• TASK DIRECTIONS:
Collect all lines below with the string "components".

☆ ☆ ☆ ☆ ☆ ☆ ☆

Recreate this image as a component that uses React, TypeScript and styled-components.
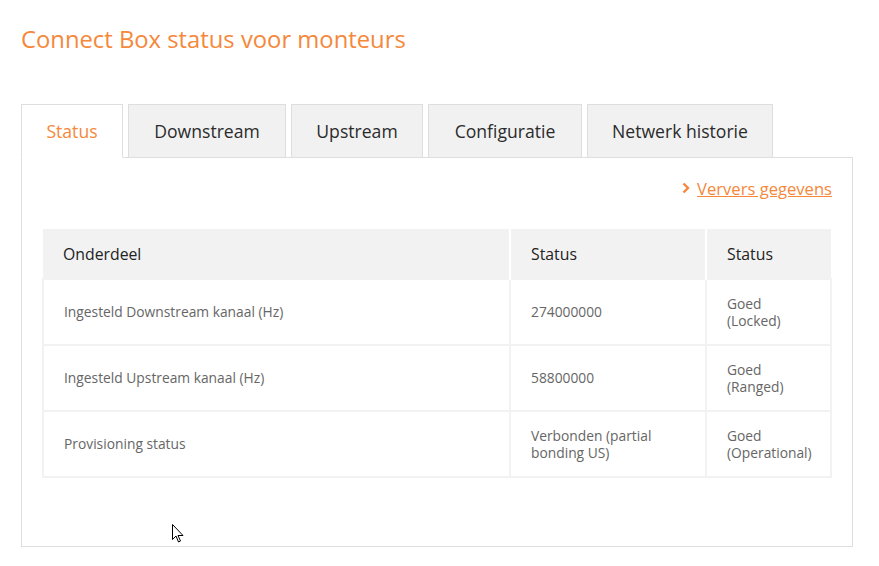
import React from "react";
import styled, {createGlobalStyle} from "styled-components";

const GlobalStyle = createGlobalStyle`
  body {
    margin: 0;
    background: #fff;
    font-family: "Open Sans", "Liberation Sans", sans-serif;
  }
`;

const orange = "#f5883b";

const Page = styled.div`
  position: relative;
  padding: 23px 26px 0 21px;
  width: 879px;
  height: 566px;
  box-sizing: border-box;
`;

const Title = styled.h1`
  margin: 0;
  color: ${orange};
  font-size: 23.8px;
  font-weight: 400;
  line-height: 32px;
`;

const Tabs = styled.div`
  display: flex;
  gap: 5px;
  margin-top: 49px;
  margin-bottom: -1px;
  position: relative;
  z-index: 1;
`;

const Tab = styled.div<{ active?: boolean; width: number }>`
  width: ${p => p.width}px;
  height: 54px;
  box-sizing: border-box;
  display: flex;
  align-items: center;
  justify-content: center;
  padding-bottom: 1px;
  font-size: 17.6px;
  color: ${p => (p.active ? orange : "#2b2b2b")};
  background: ${p => (p.active ? "#fff" : "#f1f1f1")};
  border: 1px solid #dedede;
  border-bottom-color: ${p => (p.active ? "#fff" : "#dedede")};
`;

const Panel = styled.div`
  width: 832px;
  height: 390px;
  box-sizing: border-box;
  border: 1px solid #dedede;
  padding: 18px 20px 0 20px;
`;

const LinkRow = styled.div`
  display: flex;
  justify-content: flex-end;
  align-items: center;
  gap: 7px;
  height: 24px;
  margin-bottom: 29px;
`;

const RefreshLink = styled.a`
  color: ${orange};
  font-size: 16.6px;
  text-decoration: underline;
`;

const Table = styled.table`
  width: 788px;
  border-collapse: collapse;
  table-layout: fixed;
`;

const Th = styled.th<{ width: number }>`
  box-sizing: border-box;
  width: ${p => p.width}px;
  height: 50px;
  background: #f2f2f2;
  text-align: left;
  font-weight: 400;
  font-size: 15.8px;
  color: #222;
  padding: 0 20px;
  border-right: 2px solid #fff;
  &:last-child {
    border-right: none;
  }
`;

const Td = styled.td`
  height: 63px;
  border: 2px solid #f2f2f2;
  padding: 0 20px 1px;
  font-size: 13.8px;
  line-height: 17px;
  color: #666;
  vertical-align: middle;
`;

const Cursor = styled.svg`
  position: absolute;
  left: 172px;
  top: 524px;
`;

const tabs = [
    {label: "Status", width: 102},
    {label: "Downstream", width: 158},
    {label: "Upstream", width: 132},
    {label: "Configuratie", width: 154},
    {label: "Netwerk historie", width: 186},
];

const rows = [
    ["Ingesteld Downstream kanaal (Hz)", "274000000", "Goed\n(Locked)"],
    ["Ingesteld Upstream kanaal (Hz)", "58800000", "Goed\n(Ranged)"],
    ["Provisioning status", "Verbonden (partial\nbonding US)", "Goed\n(Operational)"],
];

function Multi(props: { text: string }) {
    const parts = props.text.split("\n");
    return (
        <>
            {parts.map((p, i) => (
                <React.Fragment key={i}>
                    {i > 0 && <br/>}
                    {p}
                </React.Fragment>
            ))}
        </>
    );
}

function App() {
    return (
        <Page>
            <GlobalStyle/>
            <Title>Connect Box status voor monteurs</Title>
            <Tabs>
                {tabs.map((t, i) => (
                    <Tab key={t.label} active={i === 0} width={t.width}>{t.label}</Tab>
                ))}
            </Tabs>
            <Panel>
                <LinkRow>
                    <svg width="8" height="12" viewBox="0 0 8 12">
                        <path d="M1.5 1.5 L6 6 L1.5 10.5" fill="none" stroke={orange} strokeWidth="2.4"/>
                    </svg>
                    <RefreshLink href="#">Ververs gegevens</RefreshLink>
                </LinkRow>
                <Table>
                    <thead>
                    <tr>
                        <Th width={467}>Onderdeel</Th>
                        <Th width={196}>Status</Th>
                        <Th width={125}>Status</Th>
                    </tr>
                    </thead>
                    <tbody>
                    {rows.map(r => (
                        <tr key={r[0]}>
                            {r.map((c, i) => (
                                <Td key={i}><Multi text={c}/></Td>
                            ))}
                        </tr>
                    ))}
                    </tbody>
                </Table>
            </Panel>
            <Cursor width="12" height="19" viewBox="0 0 12 19">
                <path d="M0.5 0.5 L0.5 15.5 L4 12 L6.5 18 L8.5 17 L6 11.5 L11 11.5 Z" fill="#fff" stroke="#000" strokeWidth="1"/>
            </Cursor>
        </Page>
    );
}

export default App;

☆ ☆ ☆ ☆ ☆ ☆ ☆

• WRITTEN ANSWER:
Recreate this image as a component that uses React, TypeScript and styled-components.
import styled, {createGlobalStyle} from "styled-components";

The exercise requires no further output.